First Year VP gets busy Early

Beth Halloran, the new Vice President of Development and Alumni Relations, has only been on campus for three months, but in that time she has already begun a 30-city tour of the U.S. with President Raynard Kington, joined the Strategic Planning Steering Committee and identified several areas of improvement for the college.

Beth Halloran

“I’m just spending this full year getting to know the alumni, getting to know the college, and getting to know how we can engage the alumni more,” Halloran said.

Halloran’s job responsibilities span two services vital to the continued success of the College. In her capacity as head of Alumni Relations, she is responsible for simply giving Grinnell alumni the chance to engage with the current campus and with each other. As head of Development, she is responsible for soliciting philanthropic donations from those who are willing and able to give. She is careful to distinguish between these two different, albeit related, responsibilities.

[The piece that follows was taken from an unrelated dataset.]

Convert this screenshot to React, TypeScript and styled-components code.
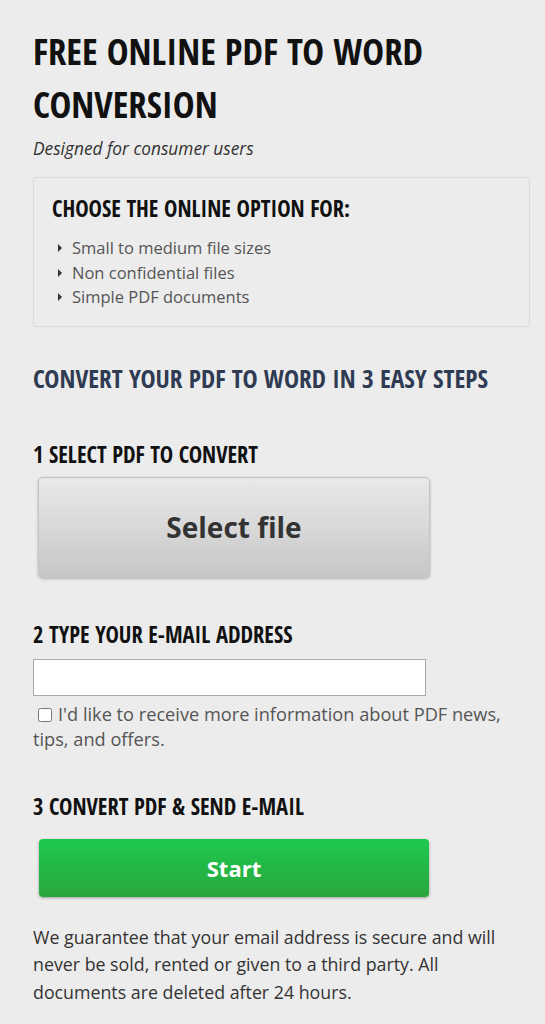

“They are siblings to each other, part of the same family, but you would never mistake one for another,” Halloran said.

When looking for a new VP of Development and Alumni Relations, the College reached out to Halloran because she has experience working with the institutional development as well as a commitment to community outreach.

“My undergraduate degree and graduate degree are in social work. … In that role you’re really dealing with people’s needs and finding resources to plug them in,” Halloran said. “I thought it would be interesting to look at the other side of the equation where you have people with resources who are looking to make a difference.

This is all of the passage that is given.